* **EXERCISE INPUT**
================================

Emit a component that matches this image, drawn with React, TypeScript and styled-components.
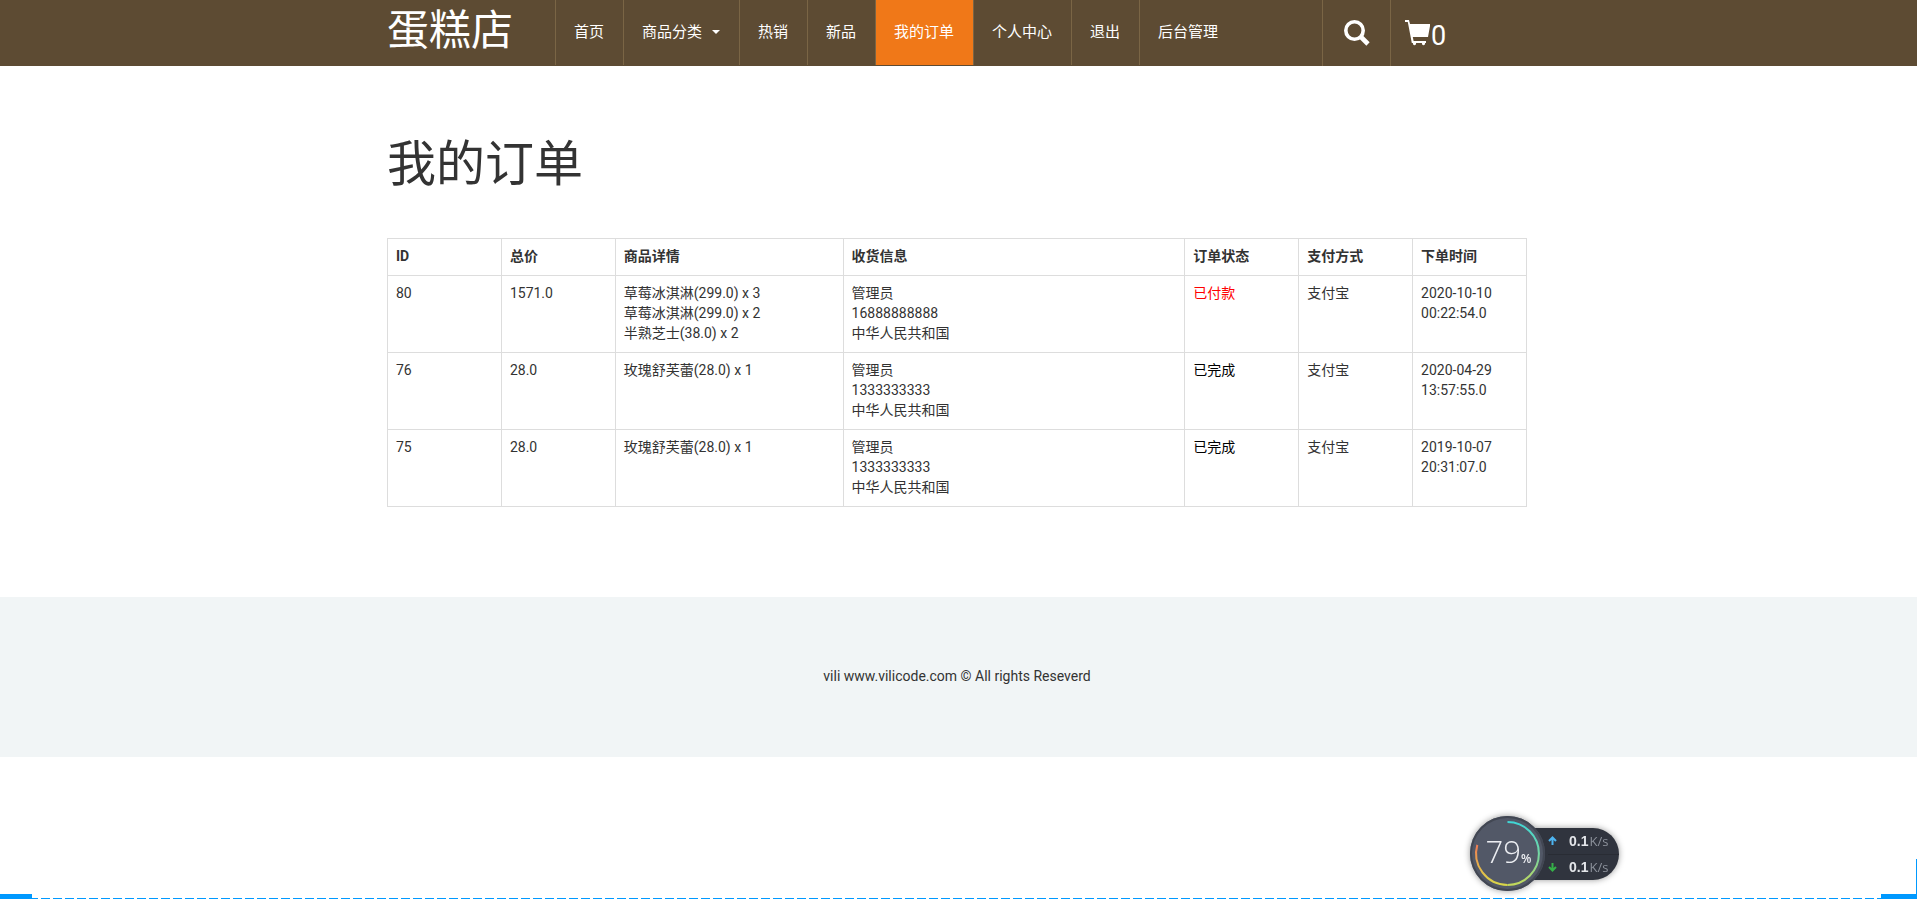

================================

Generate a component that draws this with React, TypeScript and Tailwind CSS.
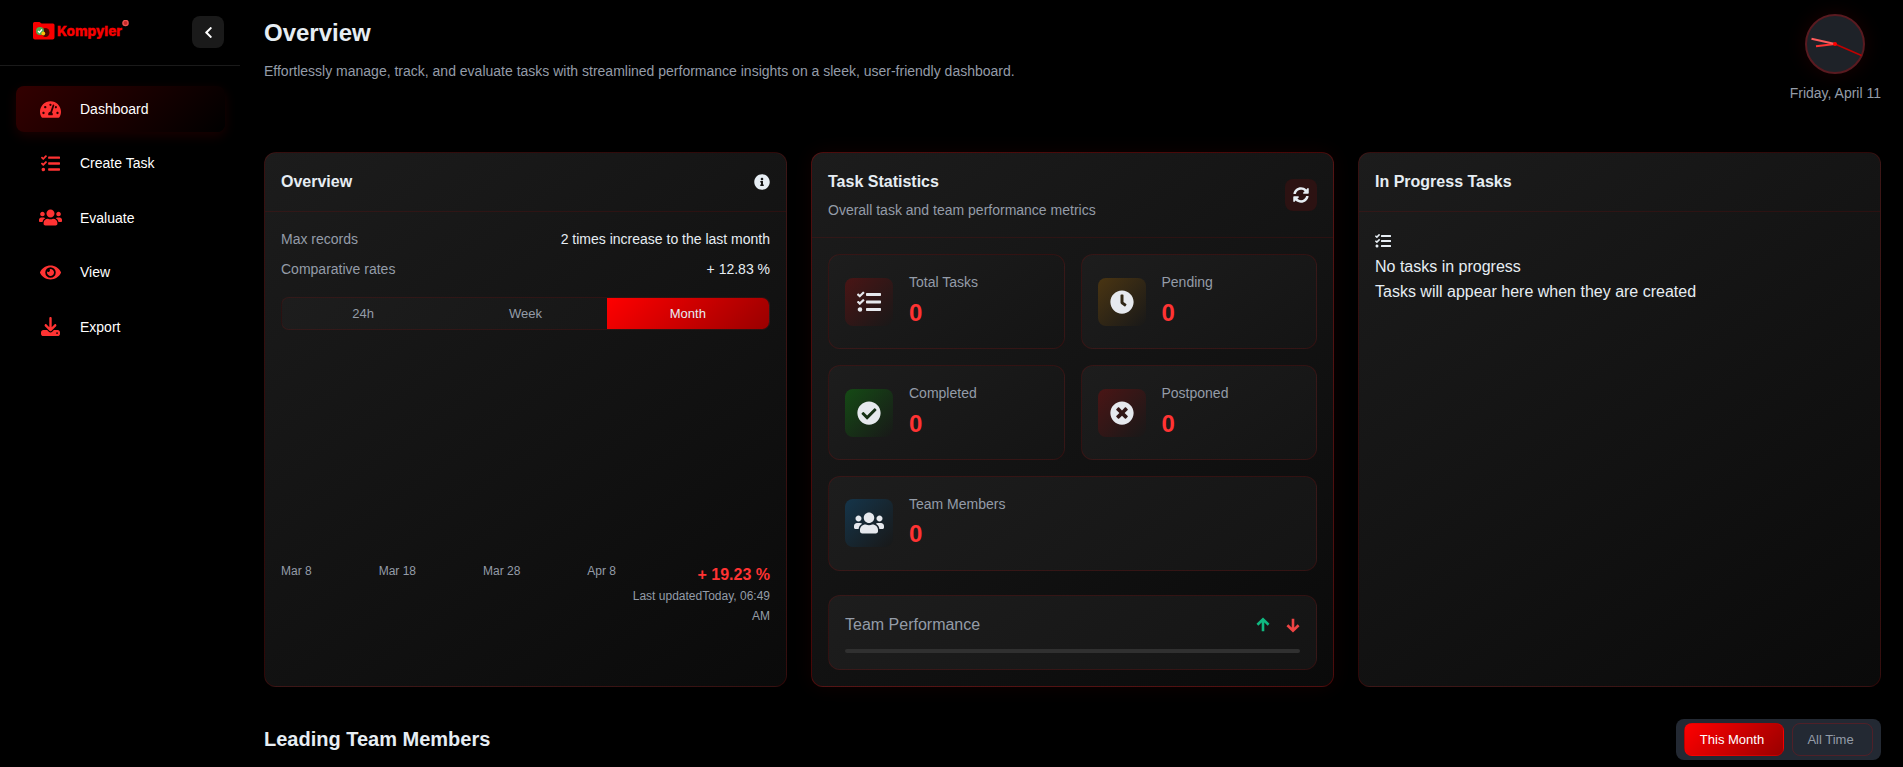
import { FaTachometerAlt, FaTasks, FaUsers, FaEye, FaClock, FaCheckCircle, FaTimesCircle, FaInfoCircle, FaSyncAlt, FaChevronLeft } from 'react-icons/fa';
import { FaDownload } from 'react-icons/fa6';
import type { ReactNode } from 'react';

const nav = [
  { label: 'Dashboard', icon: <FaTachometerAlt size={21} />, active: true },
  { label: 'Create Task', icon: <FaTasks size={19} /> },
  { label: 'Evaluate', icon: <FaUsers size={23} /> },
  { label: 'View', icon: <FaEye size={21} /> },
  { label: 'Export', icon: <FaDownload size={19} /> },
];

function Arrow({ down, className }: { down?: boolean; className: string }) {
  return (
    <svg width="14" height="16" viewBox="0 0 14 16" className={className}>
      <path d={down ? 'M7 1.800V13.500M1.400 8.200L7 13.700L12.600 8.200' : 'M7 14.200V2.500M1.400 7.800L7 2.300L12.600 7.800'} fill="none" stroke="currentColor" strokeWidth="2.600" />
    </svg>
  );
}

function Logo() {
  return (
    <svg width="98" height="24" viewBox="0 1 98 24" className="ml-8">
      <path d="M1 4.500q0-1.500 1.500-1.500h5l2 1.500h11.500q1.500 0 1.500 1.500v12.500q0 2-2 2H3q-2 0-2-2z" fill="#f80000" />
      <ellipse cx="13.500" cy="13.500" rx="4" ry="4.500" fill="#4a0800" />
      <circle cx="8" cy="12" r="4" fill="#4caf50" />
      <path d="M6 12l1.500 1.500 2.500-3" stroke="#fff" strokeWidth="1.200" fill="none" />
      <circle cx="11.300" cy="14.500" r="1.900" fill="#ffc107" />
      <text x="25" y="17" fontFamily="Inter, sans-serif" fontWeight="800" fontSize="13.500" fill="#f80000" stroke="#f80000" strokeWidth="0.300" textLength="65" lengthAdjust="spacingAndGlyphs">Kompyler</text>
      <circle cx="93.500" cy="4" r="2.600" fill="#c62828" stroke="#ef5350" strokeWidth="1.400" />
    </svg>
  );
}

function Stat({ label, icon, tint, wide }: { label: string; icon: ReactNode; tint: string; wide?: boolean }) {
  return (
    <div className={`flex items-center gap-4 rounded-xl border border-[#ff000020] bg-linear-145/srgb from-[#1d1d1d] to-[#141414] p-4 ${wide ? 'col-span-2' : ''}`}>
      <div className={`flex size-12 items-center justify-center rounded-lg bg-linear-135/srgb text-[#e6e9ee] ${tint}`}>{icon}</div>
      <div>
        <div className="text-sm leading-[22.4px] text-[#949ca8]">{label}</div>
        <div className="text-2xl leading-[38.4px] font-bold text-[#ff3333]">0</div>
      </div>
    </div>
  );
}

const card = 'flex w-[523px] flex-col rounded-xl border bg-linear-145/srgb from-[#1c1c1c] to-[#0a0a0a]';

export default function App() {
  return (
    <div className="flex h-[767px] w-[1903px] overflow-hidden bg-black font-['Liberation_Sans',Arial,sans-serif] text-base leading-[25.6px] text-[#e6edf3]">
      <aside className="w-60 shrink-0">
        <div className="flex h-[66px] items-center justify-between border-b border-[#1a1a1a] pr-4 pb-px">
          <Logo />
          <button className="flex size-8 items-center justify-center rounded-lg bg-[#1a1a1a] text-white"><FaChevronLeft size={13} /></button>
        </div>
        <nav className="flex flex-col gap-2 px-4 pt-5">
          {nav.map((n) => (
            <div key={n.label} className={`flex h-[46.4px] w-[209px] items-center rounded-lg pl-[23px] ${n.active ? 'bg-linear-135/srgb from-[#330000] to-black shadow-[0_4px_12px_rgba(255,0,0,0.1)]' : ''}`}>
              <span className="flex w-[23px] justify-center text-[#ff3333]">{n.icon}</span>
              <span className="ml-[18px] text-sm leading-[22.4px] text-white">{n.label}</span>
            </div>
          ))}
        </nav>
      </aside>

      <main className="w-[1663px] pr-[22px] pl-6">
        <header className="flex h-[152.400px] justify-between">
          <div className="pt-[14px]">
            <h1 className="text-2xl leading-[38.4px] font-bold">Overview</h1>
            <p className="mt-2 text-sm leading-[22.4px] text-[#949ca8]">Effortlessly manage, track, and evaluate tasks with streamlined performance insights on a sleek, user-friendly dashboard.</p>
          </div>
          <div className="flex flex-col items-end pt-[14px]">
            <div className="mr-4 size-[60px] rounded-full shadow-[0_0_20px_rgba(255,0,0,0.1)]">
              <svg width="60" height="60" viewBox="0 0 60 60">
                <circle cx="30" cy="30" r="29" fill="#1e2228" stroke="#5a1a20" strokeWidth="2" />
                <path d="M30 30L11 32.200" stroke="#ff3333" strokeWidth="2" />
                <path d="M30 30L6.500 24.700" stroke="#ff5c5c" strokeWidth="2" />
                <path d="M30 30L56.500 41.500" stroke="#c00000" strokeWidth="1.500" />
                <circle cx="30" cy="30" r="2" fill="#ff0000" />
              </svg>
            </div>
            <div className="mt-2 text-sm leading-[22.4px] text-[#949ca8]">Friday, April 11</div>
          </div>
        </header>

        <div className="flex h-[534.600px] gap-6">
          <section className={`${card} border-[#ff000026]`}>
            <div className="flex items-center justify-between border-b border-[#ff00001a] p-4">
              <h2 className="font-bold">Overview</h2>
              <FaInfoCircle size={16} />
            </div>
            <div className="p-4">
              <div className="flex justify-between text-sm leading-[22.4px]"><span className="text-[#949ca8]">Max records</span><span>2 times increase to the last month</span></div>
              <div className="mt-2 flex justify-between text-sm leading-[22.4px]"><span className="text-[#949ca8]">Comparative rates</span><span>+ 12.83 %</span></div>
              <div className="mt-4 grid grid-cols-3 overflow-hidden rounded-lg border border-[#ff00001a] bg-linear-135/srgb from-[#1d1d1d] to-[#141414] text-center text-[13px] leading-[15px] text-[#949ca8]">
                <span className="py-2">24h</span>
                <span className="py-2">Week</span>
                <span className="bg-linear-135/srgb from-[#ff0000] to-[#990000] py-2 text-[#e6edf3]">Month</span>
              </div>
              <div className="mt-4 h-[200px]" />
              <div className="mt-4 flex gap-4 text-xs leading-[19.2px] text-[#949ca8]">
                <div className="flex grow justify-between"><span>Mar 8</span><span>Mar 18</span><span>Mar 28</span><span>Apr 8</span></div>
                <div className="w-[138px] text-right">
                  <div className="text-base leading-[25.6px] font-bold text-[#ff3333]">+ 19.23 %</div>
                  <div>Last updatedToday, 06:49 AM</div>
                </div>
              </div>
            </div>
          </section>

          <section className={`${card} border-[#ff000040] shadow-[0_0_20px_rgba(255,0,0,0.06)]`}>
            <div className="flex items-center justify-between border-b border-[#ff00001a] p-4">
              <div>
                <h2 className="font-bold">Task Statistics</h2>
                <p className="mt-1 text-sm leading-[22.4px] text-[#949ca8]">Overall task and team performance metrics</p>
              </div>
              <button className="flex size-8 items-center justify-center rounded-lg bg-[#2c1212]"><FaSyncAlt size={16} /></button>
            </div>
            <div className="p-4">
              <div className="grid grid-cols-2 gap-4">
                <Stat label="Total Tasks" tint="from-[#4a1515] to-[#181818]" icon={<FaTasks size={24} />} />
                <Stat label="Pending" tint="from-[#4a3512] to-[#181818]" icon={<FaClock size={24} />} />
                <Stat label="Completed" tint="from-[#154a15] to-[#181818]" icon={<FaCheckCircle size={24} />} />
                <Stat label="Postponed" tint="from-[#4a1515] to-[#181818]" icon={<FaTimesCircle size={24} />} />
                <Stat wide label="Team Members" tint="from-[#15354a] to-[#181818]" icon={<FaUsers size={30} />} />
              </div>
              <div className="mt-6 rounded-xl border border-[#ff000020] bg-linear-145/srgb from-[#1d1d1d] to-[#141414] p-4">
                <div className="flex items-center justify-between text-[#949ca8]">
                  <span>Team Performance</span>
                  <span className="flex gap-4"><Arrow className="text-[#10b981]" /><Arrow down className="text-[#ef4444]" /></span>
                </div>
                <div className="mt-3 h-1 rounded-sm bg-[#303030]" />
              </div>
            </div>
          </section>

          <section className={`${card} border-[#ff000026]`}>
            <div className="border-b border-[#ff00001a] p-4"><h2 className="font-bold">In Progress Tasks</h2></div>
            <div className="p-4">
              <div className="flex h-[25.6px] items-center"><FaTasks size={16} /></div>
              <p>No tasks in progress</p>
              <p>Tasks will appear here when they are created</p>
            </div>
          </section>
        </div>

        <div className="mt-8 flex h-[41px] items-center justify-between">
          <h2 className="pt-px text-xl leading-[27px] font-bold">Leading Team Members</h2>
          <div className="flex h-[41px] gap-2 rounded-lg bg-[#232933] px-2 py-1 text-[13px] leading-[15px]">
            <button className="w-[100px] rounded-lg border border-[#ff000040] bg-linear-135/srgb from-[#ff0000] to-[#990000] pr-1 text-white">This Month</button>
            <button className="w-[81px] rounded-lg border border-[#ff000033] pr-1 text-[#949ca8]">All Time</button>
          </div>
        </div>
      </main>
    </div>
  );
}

================================

* **TASK DESCRIPTION**
Select the lines in this material that hold the word "component", leaving none out.

* **RESPONSE TO THIS EXERCISE**
Emit a component that matches this image, drawn with React, TypeScript and styled-components.
Generate a component that draws this with React, TypeScript and Tailwind CSS.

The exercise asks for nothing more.